### [MATERIAL]
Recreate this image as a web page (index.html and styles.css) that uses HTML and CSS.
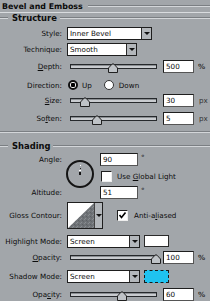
FILE: index.html
```html
<!DOCTYPE html>
<html lang="en">
<head>
<meta charset="UTF-8">
<title>Bevel and Emboss</title>
<link rel="stylesheet" href="styles.css">
</head>
<body>

<div class="panel">

    <div class="title-row">
        <span class="title">Bevel and Emboss</span>
        <span class="rule"></span>
    </div>

    <!-- STRUCTURE -->
    <div class="group-head">
        <span class="rule lead"></span>
        <span class="head">Structure</span>
        <span class="rule"></span>
    </div>

    <div class="row r-style">
        <span class="lbl">Style:</span>
        <div class="select w-style"><span>Inner Bevel</span><i class="btn"></i></div>
    </div>

    <div class="row r-tech">
        <span class="lbl">Technique:</span>
        <div class="select w-tech"><span>Smooth</span><i class="btn"></i></div>
    </div>

    <div class="row r-depth">
        <span class="lbl"><u>D</u>epth:</span>
        <div class="slider"><i class="thumb" style="left: 49%"></i></div>
        <div class="field">500</div>
        <span class="unit">%</span>
    </div>

    <div class="row r-dir">
        <span class="lbl">Direction:</span>
        <span class="radio on"></span><span class="opt">Up</span>
        <span class="radio down"></span><span class="opt">Down</span>
    </div>

    <div class="row r-size">
        <span class="lbl"><u>S</u>ize:</span>
        <div class="slider"><i class="thumb" style="left: 16%"></i></div>
        <div class="field">30</div>
        <span class="unit px">px</span>
    </div>

    <div class="row r-soften">
        <span class="lbl">So<u>f</u>ten:</span>
        <div class="slider"><i class="thumb" style="left: 31%"></i></div>
        <div class="field">5</div>
        <span class="unit px">px</span>
    </div>

    <div class="sep"></div>

    <!-- SHADING -->
    <div class="group-head g-shading">
        <span class="rule lead"></span>
        <span class="head">Shading</span>
        <span class="rule"></span>
    </div>

    <div class="angle-block">
        <div class="angle-labels">
            <span class="lbl">Angle:</span>
            <span class="lbl">Altitude:</span>
        </div>
        <svg class="dial" width="30" height="30" viewBox="0 0 30 30">
            <circle cx="15" cy="15" r="13" fill="none" stroke="#141414" stroke-width="2"/>
            <rect x="15" y="6" width="1" height="1" fill="#fff"/>
            <rect x="15" y="9" width="1" height="1" fill="#222"/>
            <rect x="14" y="11" width="2" height="1" fill="#fff"/>
            <rect x="14" y="13" width="2" height="3" fill="#141414"/>
        </svg>
        <div class="angle-fields">
            <div class="row">
                <div class="field f-angle">90</div><span class="deg">°</span>
            </div>
            <div class="row r-global">
                <span class="check"></span><span class="opt">Use <u>G</u>lobal Light</span>
            </div>
            <div class="row r-alt">
                <div class="field f-angle">51</div><span class="deg">°</span>
            </div>
        </div>
    </div>

    <div class="row r-gloss">
        <span class="lbl">Gloss Contour:</span>
        <div class="contour">
            <svg width="26" height="25" viewBox="0 0 26 25">
                <defs>
                    <pattern id="grain" width="4" height="4" patternUnits="userSpaceOnUse">
                        <rect width="4" height="4" fill="#6f7377"/>
                        <rect x="0" y="0" width="1" height="1" fill="#878b8f"/>
                        <rect x="2" y="1" width="1" height="1" fill="#5c6064"/>
                        <rect x="1" y="3" width="1" height="1" fill="#8a8e92"/>
                        <rect x="3" y="2" width="1" height="1" fill="#63676b"/>
                    </pattern>
                </defs>
                <rect width="26" height="25" fill="#fff"/>
                <polygon points="0,25 26,0 26,25" fill="url(#grain)"/>
            </svg>
            <i class="btn"></i>
        </div>
        <span class="check checked"></span><span class="opt">Anti-a<u>l</u>iased</span>
    </div>

    <div class="row r-hmode">
        <span class="lbl">Highlight Mode:</span>
        <div class="select w-mode"><span>Screen</span><i class="btn"></i></div>
        <span class="swatch"></span>
    </div>

    <div class="row r-hop">
        <span class="lbl"><u>O</u>pacity:</span>
        <div class="slider"><i class="thumb" style="left: 100%"></i></div>
        <div class="field">100</div>
        <span class="unit">%</span>
    </div>

    <div class="row r-smode">
        <span class="lbl">Shadow Mode:</span>
        <div class="select w-mode"><span>Screen</span><i class="btn"></i></div>
        <span class="swatch cyan"></span>
    </div>

    <div class="row r-sop">
        <span class="lbl">Opa<u>c</u>ity:</span>
        <div class="slider"><i class="thumb" style="left: 60%"></i></div>
        <div class="field">60</div>
        <span class="unit">%</span>
    </div>

</div>

</body>
</html>
```

FILE: styles.css
```css
body {
    margin: 0;
    background: #a2a6aa;
    font-family: "DejaVu Sans", Verdana, sans-serif;
    font-size: 7.2px;
    color: #0c0c0c;
}

u { text-decoration: underline; text-underline-offset: 1px; }

.panel {
    width: 210px;
    height: 301px;
    overflow: hidden;
}

/* HEADERS */
.title-row {
    display: flex;
    align-items: center;
    height: 12px;
    border-bottom: 1px solid #d9dcdf;
}

.title {
    font-weight: bold;
    font-size: 7.9px;
    padding-left: 2px;
    margin-right: 5px;
}

.rule {
    flex: 1;
    height: 0;
    border-top: 1px solid #7b7f83;
    border-bottom: 1px solid #d3d6d9;
}

.rule.lead { flex: none; width: 8px; }

.group-head {
    display: flex;
    align-items: center;
    height: 10px;
}

.head {
    font-weight: bold;
    font-size: 8.4px;
    padding: 0 3px 0 4px;
}

.g-shading { margin-top: 8px; }

.sep {
    margin-top: 6px;
    border-top: 1px solid #7b7f83;
    border-bottom: 1px solid #d3d6d9;
}

/* ROWS */
.row {
    display: flex;
    align-items: center;
    height: 14px;
}

.lbl {
    flex: none;
    width: 62px;
    margin-right: 5px;
    text-align: right;
    white-space: nowrap;
}

.r-style  { margin-top: 3px; }
.r-tech   { margin-top: 2px; }
.r-depth  { margin-top: 3px; }
.r-dir    { margin-top: 5px; }
.r-size   { margin-top: 1px; }
.r-soften { margin-top: 4px; }
.r-gloss  { margin-top: 2px; height: 28px; }
.r-hmode  { margin-top: 5px; }
.r-hop    { margin-top: 2px; }
.r-smode  { margin-top: 5px; }
.r-sop    { margin-top: 4px; }

/* CONTROLS */
.select {
    display: flex;
    align-items: center;
    height: 13px;
    box-sizing: border-box;
    background: #fff;
    border: 1px solid #1e1e1e;
    padding-left: 2px;
}

.select span { flex: 1; white-space: nowrap; overflow: hidden; }

.w-style { width: 85px; }
.w-tech  { width: 70px; }
.w-mode  { width: 73px; }

.btn {
    flex: none;
    width: 10px;
    height: 11px;
    box-sizing: border-box;
    background: #b3b7bb;
    border-left: 1px solid #2a2a2a;
    display: flex;
    align-items: center;
    justify-content: center;
}

.btn::after {
    content: "";
    border-left: 3px solid transparent;
    border-right: 3px solid transparent;
    border-top: 3px solid #111;
}

.slider {
    position: relative;
    flex: none;
    width: 87px;
    height: 5px;
    box-sizing: border-box;
    margin-left: 3px;
    border: 1px solid #26292c;
    background: #c9ccd0;
    box-shadow: inset 0 1px 0 #8a8e92;
}

.thumb {
    position: absolute;
    top: -2px;
    width: 10px;
    height: 10px;
    margin-left: -5px;
    background: url("data:image/svg+xml;utf8,<svg xmlns='http://www.w3.org/2000/svg' width='10' height='10'><path d='M0.5 9.5 V5 L4 1.2 Q5 0.4 6 1.2 L9.5 5 V9.5 Z' fill='%23bfc3c7' stroke='%23202020'/></svg>");
}

.field {
    flex: none;
    width: 31px;
    height: 13px;
    box-sizing: border-box;
    margin-left: 6px;
    padding: 1px 0 0 2px;
    background: #fff;
    border: 1px solid #1e1e1e;
    border-right-color: #555;
    border-bottom-color: #555;
    line-height: 10px;
}

.unit { margin-left: 4px; font-weight: bold; color: #333; }
.unit.px { font-weight: normal; margin-left: 5px; }

.radio {
    flex: none;
    width: 10px;
    height: 10px;
    box-sizing: border-box;
    border-radius: 50%;
    background: #fff;
    border: 1px solid #333;
    margin-left: 1px;
}

.radio.on {
    background: radial-gradient(circle, #000 0 2px, #fff 2.5px);
    border: 2px solid #111;
}

.radio.down { margin-left: 12px; }

.opt { margin-left: 4px; white-space: nowrap; }
.radio.down + .opt { margin-left: 5px; }

.check {
    flex: none;
    width: 11px;
    height: 11px;
    box-sizing: border-box;
    background: #fff;
    border: 1px solid #1e1e1e;
    border-right-color: #eee;
    border-bottom-color: #eee;
}

.check.checked {
    margin-left: 14px;
    background: #fff url("data:image/svg+xml;utf8,<svg xmlns='http://www.w3.org/2000/svg' width='9' height='9'><path d='M1.5 4 L3.5 6.5 L7.5 1.5' fill='none' stroke='%23000' stroke-width='1.6'/></svg>") center no-repeat;
}

.check.checked + .opt { margin-left: 6px; }

.swatch {
    flex: none;
    width: 25px;
    height: 12px;
    box-sizing: border-box;
    margin-left: 4px;
    background: #fff;
    border: 1px solid #2a2a2a;
}

.swatch.cyan {
    height: 13px;
    background: #1fc3f0;
    border: 1px dashed #1a1a1a;
}

/* ANGLE */
.angle-block {
    display: flex;
    margin-top: 1px;
    height: 47px;
}

.angle-labels {
    display: flex;
    flex-direction: column;
    justify-content: space-between;
    padding: 3px 0 2px;
}

.dial {
    flex: none;
    margin: 7px 0 0 -2px;
}

.angle-fields {
    margin-left: 5px;
}

.f-angle { width: 38px; margin-left: 0; }

.deg { margin-left: 3px; align-self: flex-start; margin-top: 1px; }

.r-global { margin-top: 3px; }
.r-global .check { margin-left: 1px; }
.r-global .opt { margin-left: 5px; }
.r-alt { margin-top: 2px; }

/* GLOSS CONTOUR */
.contour {
    flex: none;
    display: flex;
    height: 27px;
    box-sizing: border-box;
    border: 1px solid #1e1e1e;
}

.contour svg { display: block; }

.contour .btn {
    height: 25px;
    width: 8px;
    border-left: 1px solid #444;
}
```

### [THE TASK]
Using the listing above, show every line that includes the string "styles".

### [ANSWER]
Recreate this image as a web page (index.html and styles.css) that uses HTML and CSS.
<link rel="stylesheet" href="styles.css">
FILE: styles.css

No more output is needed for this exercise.